Would you extract the whole listing below and retype it exactly?

══════════════════════════════

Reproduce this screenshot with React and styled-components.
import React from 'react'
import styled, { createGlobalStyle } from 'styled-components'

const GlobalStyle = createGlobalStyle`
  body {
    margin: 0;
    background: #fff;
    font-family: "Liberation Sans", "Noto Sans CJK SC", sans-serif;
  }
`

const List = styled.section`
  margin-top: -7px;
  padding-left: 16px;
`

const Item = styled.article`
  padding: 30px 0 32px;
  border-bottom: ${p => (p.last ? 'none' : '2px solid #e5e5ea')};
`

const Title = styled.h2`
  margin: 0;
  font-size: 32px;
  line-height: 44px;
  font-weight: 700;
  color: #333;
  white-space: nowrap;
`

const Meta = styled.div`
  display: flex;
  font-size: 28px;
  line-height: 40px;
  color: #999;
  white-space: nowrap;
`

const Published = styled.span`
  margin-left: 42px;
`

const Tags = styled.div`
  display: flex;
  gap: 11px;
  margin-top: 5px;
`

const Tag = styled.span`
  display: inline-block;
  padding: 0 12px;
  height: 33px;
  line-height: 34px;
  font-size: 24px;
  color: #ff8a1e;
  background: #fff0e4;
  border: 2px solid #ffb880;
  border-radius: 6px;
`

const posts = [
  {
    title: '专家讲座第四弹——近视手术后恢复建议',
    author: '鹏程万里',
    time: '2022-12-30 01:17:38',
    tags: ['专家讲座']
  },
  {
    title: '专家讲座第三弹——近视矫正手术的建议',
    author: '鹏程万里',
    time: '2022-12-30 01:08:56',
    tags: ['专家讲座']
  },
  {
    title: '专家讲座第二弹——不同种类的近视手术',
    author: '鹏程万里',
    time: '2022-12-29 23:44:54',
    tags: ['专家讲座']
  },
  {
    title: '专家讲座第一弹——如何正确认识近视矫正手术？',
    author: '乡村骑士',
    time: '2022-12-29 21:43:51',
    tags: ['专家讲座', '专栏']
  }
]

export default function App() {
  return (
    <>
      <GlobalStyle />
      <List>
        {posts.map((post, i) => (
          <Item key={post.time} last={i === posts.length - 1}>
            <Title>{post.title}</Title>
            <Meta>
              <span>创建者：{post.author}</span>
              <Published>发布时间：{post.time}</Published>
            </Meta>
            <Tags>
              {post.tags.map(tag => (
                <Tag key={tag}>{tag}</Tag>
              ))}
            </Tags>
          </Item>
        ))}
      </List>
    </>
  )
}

══════════════════════════════

# Result of this exercise:
Reproduce this screenshot with React and styled-components.
import React from 'react'
import styled, { createGlobalStyle } from 'styled-components'

const GlobalStyle = createGlobalStyle`
  body {
    margin: 0;
    background: #fff;
    font-family: "Liberation Sans", "Noto Sans CJK SC", sans-serif;
  }
`

const List = styled.section`
  margin-top: -7px;
  padding-left: 16px;
`

const Item = styled.article`
  padding: 30px 0 32px;
  border-bottom: ${p => (p.last ? 'none' : '2px solid #e5e5ea')};
`

const Title = styled.h2`
  margin: 0;
  font-size: 32px;
  line-height: 44px;
  font-weight: 700;
  color: #333;
  white-space: nowrap;
`

const Meta = styled.div`
  display: flex;
  font-size: 28px;
  line-height: 40px;
  color: #999;
  white-space: nowrap;
`

const Published = styled.span`
  margin-left: 42px;
`

const Tags = styled.div`
  display: flex;
  gap: 11px;
  margin-top: 5px;
`

const Tag = styled.span`
  display: inline-block;
  padding: 0 12px;
  height: 33px;
  line-height: 34px;
  font-size: 24px;
  color: #ff8a1e;
  background: #fff0e4;
  border: 2px solid #ffb880;
  border-radius: 6px;
`

const posts = [
  {
    title: '专家讲座第四弹——近视手术后恢复建议',
    author: '鹏程万里',
    time: '2022-12-30 01:17:38',
    tags: ['专家讲座']
  },
  {
    title: '专家讲座第三弹——近视矫正手术的建议',
    author: '鹏程万里',
    time: '2022-12-30 01:08:56',
    tags: ['专家讲座']
  },
  {
    title: '专家讲座第二弹——不同种类的近视手术',
    author: '鹏程万里',
    time: '2022-12-29 23:44:54',
    tags: ['专家讲座']
  },
  {
    title: '专家讲座第一弹——如何正确认识近视矫正手术？',
    author: '乡村骑士',
    time: '2022-12-29 21:43:51',
    tags: ['专家讲座', '专栏']
  }
]

export default function App() {
  return (
    <>
      <GlobalStyle />
      <List>
        {posts.map((post, i) => (
          <Item key={post.time} last={i === posts.length - 1}>
            <Title>{post.title}</Title>
            <Meta>
              <span>创建者：{post.author}</span>
              <Published>发布时间：{post.time}</Published>
            </Meta>
            <Tags>
              {post.tags.map(tag => (
                <Tag key={tag}>{tag}</Tag>
              ))}
            </Tags>
          </Item>
        ))}
      </List>
    </>
  )
}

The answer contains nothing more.